A Production Readiness Scorecard
Before a team publishes or adopts streaming platform documentation, it should run a scorecard that mirrors real operating pressure. The goal is not a perfect wiki. The goal is documentation that can carry a team through routine change and abnormal events.
Start with the application contract. Can a developer identify which Kafka clients, authentication methods, topic operations, consumer group operations, and delivery guarantees are supported? Then move to the infrastructure contract. Can an SRE explain where data is durable, how nodes scale, how balancing works, and which metrics prove health? Finally, test the organizational contract. Can security, FinOps, and platform engineering find their responsibilities without reading every internal Slack thread?
This scorecard works because it forces documentation to stay close to runtime reality:
- Compatibility: Document supported Kafka semantics, client guidance, tested tools, and known limits.
- Cost: Document the cloud resources, storage paths, network paths, and retention assumptions that drive the bill.
- Scaling: Document what changes during scale-out, scale-in, balancing, and partition growth.
- Security: Document identity, authentication, authorization, encryption, and deployment boundaries.
- Migration: Document prechecks, synchronization, cutover, validation, and rollback.
- Observability: Document metrics, dashboards, alerts, and the operational meaning of each signal.
If your documentation cannot answer those questions, the fix is not a bigger table of contents. The fix is to bring architecture, operations, and ownership into the same documentation loop.
For teams evaluating a Kafka-compatible shared-storage model, AutoMQ's public documentation is a useful place to start because it separates compatibility, architecture, migration, cross-zone traffic, and observability into specific operational topics. Review the getting started guide and architecture docs with your own workload in mind: which parts preserve your existing Kafka contract, and which parts change the operating model your team documents today? Start with the AutoMQ Cloud overview here: Explore AutoMQ Cloud.
References
- Apache Kafka Documentation
- Apache Kafka Consumer Configuration
- Apache Kafka KRaft Documentation
- AWS S3 Storage Classes
- AutoMQ Kafka Compatibility
- AutoMQ Shared Storage Architecture
- AutoMQ Cross-Zone Traffic Overview
- Migrating From Apache Kafka To AutoMQ
- AutoMQ Observability Overview
FAQ
What should streaming platform documentation include for Kafka-compatible systems?

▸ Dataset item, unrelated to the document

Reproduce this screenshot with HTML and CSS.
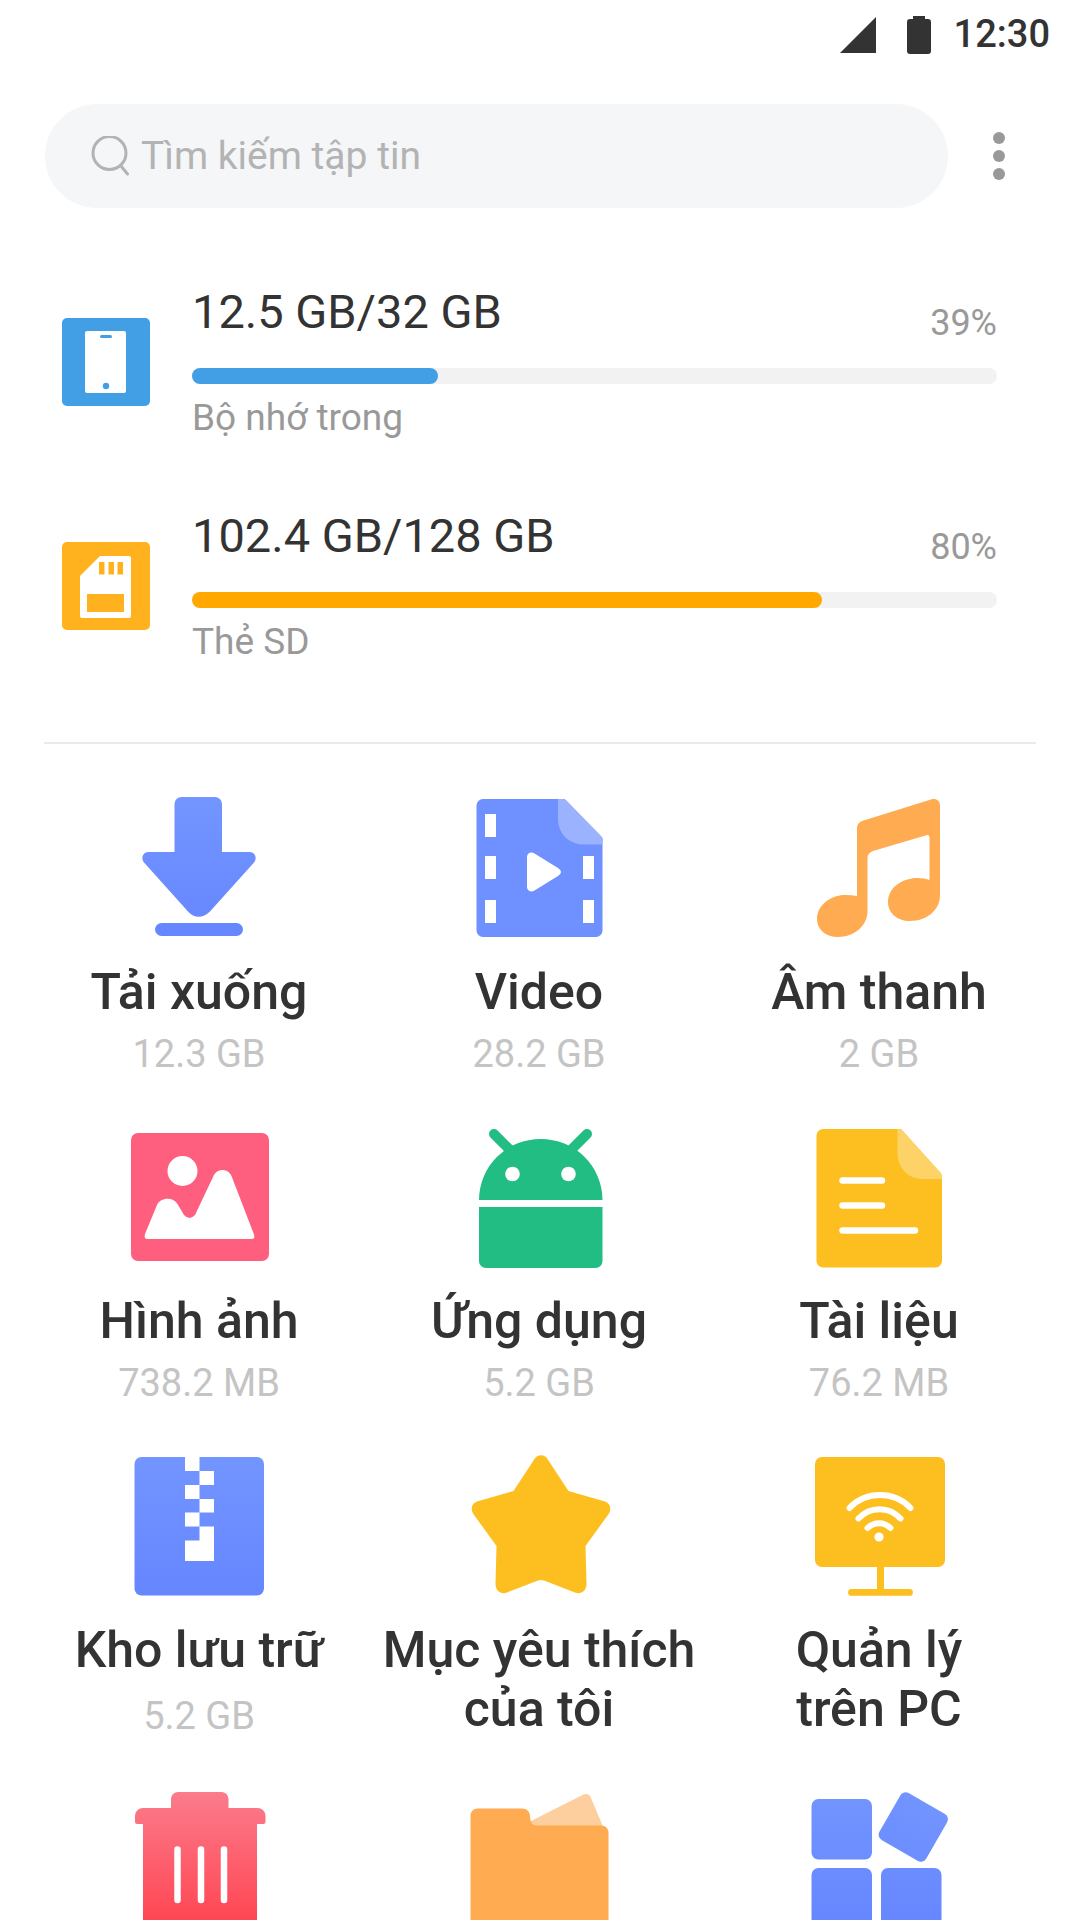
FILE: index.html
```html
<!DOCTYPE html>
<html lang="vi">
<head>
  <meta charset="utf-8">
  <meta name="viewport" content="width=device-width, initial-scale=1">
  <title>Quản lý tập tin</title>
  <link rel="stylesheet" href="styles.css">
</head>
<body>
  <div class="app">
    <div class="status-bar">
      <svg class="status-signal" viewBox="0 0 36 36" aria-hidden="true"><path d="M36 0V36H0z"/></svg>
      <svg class="status-battery" viewBox="0 0 24 40" aria-hidden="true"><path d="M6 1h12v3h3a3 3 0 0 1 3 3v29a3 3 0 0 1-3 3H3a3 3 0 0 1-3-3V7a3 3 0 0 1 3-3h3z"/></svg>
      <time class="status-time">12:30</time>
    </div>

    <header class="toolbar">
      <label class="search">
        <svg class="search-icon" viewBox="0 0 40 40" aria-hidden="true"><circle cx="18.500" cy="17" r="16.500"/><path d="M30 30l6.500 8"/></svg>
        <input class="search-input" type="search" placeholder="Tìm kiếm tập tin" aria-label="Tìm kiếm tập tin">
      </label>
      <button class="menu-button" type="button" aria-label="Menu">
        <svg class="menu-icon" viewBox="0 0 12 48" aria-hidden="true"><circle cx="6" cy="6" r="6"/><circle cx="6" cy="24" r="6"/><circle cx="6" cy="42" r="6"/></svg>
      </button>
    </header>

    <main>
      <section class="storage-list">
        <div class="storage">
          <svg class="storage-icon" viewBox="0 0 88 88" aria-hidden="true">
            <rect width="88" height="88" rx="5" fill="#429fe5"/>
            <rect x="23" y="13" width="41" height="62" rx="2" fill="#fff"/>
            <rect x="38" y="17" width="12" height="3" rx="1.5" fill="#429fe5"/>
            <circle cx="44" cy="68" r="3.2" fill="#429fe5"/>
          </svg>
          <div class="storage-body">
            <div class="storage-head">
              <span class="storage-usage">12.5 GB/32 GB</span>
              <span class="storage-percent">39%</span>
            </div>
            <div class="meter"><div class="meter-fill meter-fill-internal" style="width: 30.6%"></div></div>
            <div class="storage-name">Bộ nhớ trong</div>
          </div>
        </div>
        <div class="storage">
          <svg class="storage-icon" viewBox="0 0 88 88" aria-hidden="true">
            <rect width="88" height="88" rx="5" fill="#ffb21e"/>
            <path d="M38 14H67a2 2 0 0 1 2 2V74a2 2 0 0 1-2 2H20a2 2 0 0 1-2-2V34z" fill="#fff"/>
            <path d="M37 20h5.500v12.500H37zM46.500 20H52v12.500h-5.500zM55.500 20H61v12.500h-5.500zM25 52h37v18H25z" fill="#ffb21e"/>
          </svg>
          <div class="storage-body">
            <div class="storage-head">
              <span class="storage-usage">102.4 GB/128 GB</span>
              <span class="storage-percent">80%</span>
            </div>
            <div class="meter"><div class="meter-fill meter-fill-card" style="width: 78.2%"></div></div>
            <div class="storage-name">Thẻ SD</div>
          </div>
        </div>
      </section>

      <hr class="divider">

      <nav class="tiles">
        <a class="tile" href="#downloads">
          <svg class="tile-icon" viewBox="0 0 144 144" aria-hidden="true">
            <defs>
              <linearGradient id="blue" gradientUnits="userSpaceOnUse" x1="0" y1="4" x2="0" y2="142"><stop offset="0" stop-color="#7395ff"/><stop offset="1" stop-color="#6686ff"/></linearGradient>
              <linearGradient id="red" gradientUnits="userSpaceOnUse" x1="0" y1="5" x2="0" y2="134"><stop offset="0" stop-color="#fb7c8c"/><stop offset="1" stop-color="#ff4653"/></linearGradient>
            </defs>
            <path fill="url(#blue)" d="M54.500 2H88a7 7 0 0 1 7 7V57H122.500C128 57 130.500 63 127 67.500L83 116.500C76 123.500 67 123.500 61 116.500L17 67.500C13.500 63 16 57 21.500 57H47.500V9a7 7 0 0 1 7-7z"/>
            <rect fill="url(#blue)" x="28" y="128" width="88" height="13" rx="6.500"/>
          </svg>
          <span class="tile-name">Tải xuống</span>
          <span class="tile-size">12.3 GB</span>
        </a>
        <a class="tile" href="#video">
          <svg class="tile-icon" viewBox="0 0 144 144" aria-hidden="true">
            <path fill="#6f90ff" d="M16 4H97.500L135.500 43V135.500a6.500 6.500 0 0 1-6.500 6.500H16a6.500 6.500 0 0 1-6.500-6.500V10.500A6.500 6.500 0 0 1 16 4z"/>
            <path fill="#9bb2ff" d="M91 4H96Q98 4 99.500 5.500L134 41Q135.500 42.500 135.500 44V49.500H117C102 49.500 91 39 91 23z"/>
            <path fill="#fff" d="M18 19h11v23H18zM18 61h11v23H18zM18 105h11v23H18zM116 61h11v23H116zM116 105h11v23H116z"/>
            <path fill="#fff" d="M60 62C60 58 64 56.500 67.500 58.500L91 73Q97 77 91 81L67.500 95.500C64 97.500 60 96 60 92z"/>
          </svg>
          <span class="tile-name">Video</span>
          <span class="tile-size">28.2 GB</span>
        </a>
        <a class="tile" href="#audio">
          <svg class="tile-icon" viewBox="0 0 144 144" aria-hidden="true">
            <path fill="#ffab51" d="M50 33Q50 28 55 26L124 4.500C129 3 133 6 133 10.500V100C133 115 120 126 103 126C90 126 81 118 81 107C81 92 96 83 110 83Q118 83 122.500 85V43Q122.500 39 118.500 40.500L66 56Q60.500 58 60.500 63V116C60.500 131 47 142 31 142C18 142 10 134 10 124C10 110 24 100 38 100Q45 100 50 101z"/>
          </svg>
          <span class="tile-name">Âm thanh</span>
          <span class="tile-size">2 GB</span>
        </a>

        <a class="tile" href="#images">
          <svg class="tile-icon" viewBox="0 0 144 144" aria-hidden="true">
            <rect x="4" y="9" width="138" height="128" rx="7" fill="#ff5f7e"/>
            <circle cx="55.500" cy="47" r="15" fill="#fff"/>
            <path fill="#fff" d="M18 110L30 81C33.500 73 46 72.500 50.500 80L57 91Q62.500 97 68 91L86.500 52C90 44 101 44 104.500 52L127 110.500Q128.500 115 124.500 115H20.500Q16.500 115 18 110z"/>
          </svg>
          <span class="tile-name">Hình ảnh</span>
          <span class="tile-size">738.2 MB</span>
        </a>
        <a class="tile" href="#apps">
          <svg class="tile-icon" viewBox="0 0 144 144" aria-hidden="true">
            <path fill="none" stroke="#22bd83" stroke-width="10" stroke-linecap="round" d="M27 10L45 28M120 10L102 28"/>
            <path fill="#22bd83" d="M12 76A61.700 61 0 0 1 135.500 76zM12 83H135.500V137a7 7 0 0 1-7 7H19a7 7 0 0 1-7-7z"/>
            <circle cx="45.500" cy="50" r="7.300" fill="#fff"/><circle cx="101.500" cy="50" r="7.300" fill="#fff"/>
          </svg>
          <span class="tile-name">Ứng dụng</span>
          <span class="tile-size">5.2 GB</span>
        </a>
        <a class="tile" href="#documents">
          <svg class="tile-icon" viewBox="0 0 144 144" aria-hidden="true">
            <path fill="#fcbf1f" d="M16 5H94L135 51V137a6.500 6.500 0 0 1-6.500 6.500H16A6.500 6.500 0 0 1 9.500 137V11.500A6.500 6.500 0 0 1 16 5z"/>
            <path fill="#fdd368" d="M90.500 5H92Q94 5 96 7L134 49Q135 50 135 52V55H116C102 55 90.500 45 90.500 28z"/>
            <path fill="none" stroke="#fff" stroke-width="6.500" stroke-linecap="round" d="M35.500 56.500H75M35.500 81.500H75M35.500 106.500H108"/>
          </svg>
          <span class="tile-name">Tài liệu</span>
          <span class="tile-size">76.2 MB</span>
        </a>

        <a class="tile tile-loose" href="#archives">
          <svg class="tile-icon" viewBox="0 0 144 144" aria-hidden="true">
            <rect x="7.500" y="4" width="129.500" height="138.500" rx="7" fill="url(#blue)"/>
            <path fill="#fff" d="M58 4H72.500V18H58zM72.500 18H87V32H72.500zM58 32H72.500V46H58zM72.500 46H87V59.500H72.500zM58 59.500H72.500V73.500H58zM72.500 73.500H87V108H58V87.500H72.500z"/>
          </svg>
          <span class="tile-name">Kho lưu trữ</span>
          <span class="tile-size">5.2 GB</span>
        </a>
        <a class="tile" href="#favorites">
          <svg class="tile-icon" viewBox="0 0 144 144" aria-hidden="true">
            <path fill="#fcbf1f" d="M67.500 6C70 1 78 1 80.500 6L101.500 38L138 48.500C143.500 50.500 144.500 56 142 60.500L118.500 93L119.500 131C119.500 138 113.500 142 108 139.500L77 127.500Q74 126.500 71 127.500L40 139.500C34.500 142 28.500 138 28.500 131L29.500 93L6 60.500C3.500 56 4.500 50.500 10 48.500L46.500 38z"/>
          </svg>
          <span class="tile-name">Mục yêu thích<br>của tôi</span>
        </a>
        <a class="tile" href="#pc">
          <svg class="tile-icon" viewBox="0 0 144 144" aria-hidden="true">
            <rect x="8" y="4" width="130" height="110" rx="7" fill="#fcbf1f"/>
            <path fill="#fcbf1f" d="M70 112H77V136H102.500a3.400 3.400 0 0 1 0 6.800H44.500a3.400 3.400 0 0 1 0-6.800H70z"/>
            <path fill="none" stroke="#fff" stroke-width="6" stroke-linecap="round" d="M42.500 55C59 37.800 87 37.800 103.500 55M51.500 65.500C63 53 82 53 93.500 65.500M60.500 75C67 68.500 77 68.500 83.500 75"/>
            <circle cx="72" cy="84" r="4.600" fill="#fff"/>
          </svg>
          <span class="tile-name">Quản lý<br>trên PC</span>
        </a>

        <a class="tile" href="#trash" aria-label="Thùng rác">
          <svg class="tile-icon" viewBox="0 0 144 144" aria-hidden="true">
            <path fill="url(#red)" d="M51 5H94.500a7 7 0 0 1 7 7V21H130.500a8 8 0 0 1 8 8V34.500Q138.500 37 136 37H130V136a7 7 0 0 1-7 7H23a7 7 0 0 1-7-7V37H10.500Q8 37 8 34.500V29a8 8 0 0 1 8-8H44V12a7 7 0 0 1 7-7z"/>
            <path fill="none" stroke="#fff" stroke-width="6.500" stroke-linecap="round" d="M50.500 62.500V113M74 62.500V113M97 62.500V113"/>
          </svg>
        </a>
        <a class="tile" href="#folders" aria-label="Thư mục">
          <svg class="tile-icon" viewBox="0 0 144 144" aria-hidden="true">
            <path fill="#fdcf9f" d="M62 35L116.500 7.500Q122 5.500 124 11L137 42H64z"/>
            <path fill="#ffab51" d="M10.500 21.500H55C60 21.500 63 25 63 29Q63 38.500 70 38.500H134.500a7 7 0 0 1 7 7V136a7 7 0 0 1-7 7H10.500a7 7 0 0 1-7-7V28.500a7 7 0 0 1 7-7z"/>
          </svg>
        </a>
        <a class="tile" href="#more" aria-label="Thêm">
          <svg class="tile-icon" viewBox="0 0 144 144" aria-hidden="true">
            <g fill="url(#blue)">
              <rect x="4.500" y="12" width="60.500" height="60.500" rx="7"/>
              <rect x="4.500" y="81" width="60.500" height="60.500" rx="7"/>
              <rect x="74" y="81" width="60.500" height="60.500" rx="7"/>
              <rect x="79.300" y="13" width="54" height="54" rx="6" transform="rotate(30 106.300 40)"/>
            </g>
          </svg>
        </a>
      </nav>
    </main>
  </div>
</body>
</html>
```
FILE: styles.css
```css
* {
  box-sizing: border-box;
}

body {
  margin: 0;
  background: #fff;
  color: #333;
  font-family: Roboto, "Noto Sans", sans-serif;
}

.app {
  height: 100vh;
  overflow: hidden;
}

.status-bar {
  display: flex;
  align-items: center;
  justify-content: flex-end;
  padding: 11px 30px 0;
}

.status-signal {
  width: 36px;
  height: 36px;
  margin-right: 31px;
  fill: #333;
}

.status-battery {
  width: 24px;
  height: 40px;
  margin-right: 23px;
  fill: #333;
}

.status-time {
  font-size: 38px;
  font-weight: 500;
  line-height: 47px;
}

.toolbar {
  display: flex;
  align-items: center;
  gap: 27px;
  padding: 46px 57px 0 45px;
}

.search {
  display: flex;
  flex: 1;
  align-items: center;
  gap: 10px;
  height: 104px;
  padding: 0 46px;
  border-radius: 52px;
  background: #f5f6f8;
}

.search-icon {
  width: 40px;
  height: 40px;
  fill: none;
  stroke: #b3b3b3;
  stroke-width: 3;
  stroke-linecap: round;
}

.search-input {
  flex: 1;
  min-width: 0;
  padding: 0;
  border: 0;
  outline: 0;
  background: transparent;
  color: #333;
  font: inherit;
  font-size: 39px;
}

.search-input::placeholder {
  color: #b3b3b3;
}

.menu-button {
  display: flex;
  justify-content: center;
  width: 48px;
  padding: 0;
  border: 0;
  background: none;
}

.menu-icon {
  width: 12px;
  height: 48px;
  fill: #999;
}

.storage-list {
  display: grid;
  gap: 69px;
  padding: 76px 83px 79px 62px;
}

.storage {
  display: flex;
  align-items: center;
  gap: 42px;
}

.storage-icon {
  width: 88px;
  height: 88px;
}

.storage-body {
  flex: 1;
}

.storage-head {
  display: flex;
  align-items: flex-start;
  justify-content: space-between;
}

.storage-usage {
  font-size: 47px;
  line-height: 56px;
}

.storage-percent {
  padding-top: 18px;
  color: #999;
  font-size: 36px;
  line-height: 42px;
}

.meter {
  height: 16px;
  margin: 24px 0 13px;
  border-radius: 8px;
  background: #f2f2f2;
}

.meter-fill {
  height: 100%;
  border-radius: 8px;
}

.meter-fill-internal {
  background: #429fe5;
}

.meter-fill-card {
  background: #ffa800;
}

.storage-name {
  color: #999;
  font-size: 37px;
  line-height: 42px;
}

.divider {
  height: 2px;
  margin: 0 44px;
  border: 0;
  background: #ebebeb;
}

.tiles {
  display: grid;
  grid-template-columns: repeat(3, 1fr);
  gap: 48px 0;
  padding: 51px 31px 48px 29px;
}

.tile {
  display: flex;
  flex-direction: column;
  align-items: center;
  color: inherit;
  text-align: center;
  text-decoration: none;
}

.tile-icon {
  width: 144px;
  height: 144px;
  margin-bottom: 24px;
}

.tile-name {
  font-size: 50px;
  font-weight: 500;
  line-height: 59px;
  white-space: nowrap;
}

.tile-size {
  margin-top: 10px;
  color: #c4c4c4;
  font-size: 38px;
  line-height: 44px;
}

.tile-loose .tile-size {
  margin-top: 14px;
}
```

It should include the application contract, the infrastructure contract, and the operating contract. The application contract covers clients, topics, partitions, offsets, security, and compatibility. The infrastructure contract covers storage, networking, scaling, durability, and cloud resources. The operating contract covers ownership, observability, incident response, migration, and rollback.
Is Kafka compatibility enough for migration planning?
No. Kafka compatibility can reduce application change, but migration planning still has to document topic configuration, ACLs, network access, offset continuity, producer cutover, consumer lag, validation, and rollback. Compatibility answers whether applications can keep using Kafka semantics; migration documentation answers whether production can move safely.
How does shared storage change Kafka documentation?
Shared storage changes the operating model behind the Kafka API. Documentation should explain where durable data lives, how brokers scale, how recovery works, which cloud resources are required, and which metrics reflect the shared-storage architecture. It should also be clear about what remains compatible with existing Kafka clients and tools.
Why should cost be part of platform documentation?
Cost is part of runtime behavior in cloud infrastructure. Retention, replication, cross-zone traffic, object storage, block storage, compute, and catch-up reads can all change the bill. When documentation ignores cost drivers, teams cannot connect an architectural choice to its operational consequence.
Where should AutoMQ appear in an evaluation process?
AutoMQ should appear after the team has defined its Kafka compatibility requirements, cloud cost constraints, scaling expectations, governance model, and migration risk. At that point, AutoMQ can be evaluated as a Kafka-compatible shared-storage platform whose architecture changes how brokers, storage, scaling, and cross-zone traffic are documented and operated.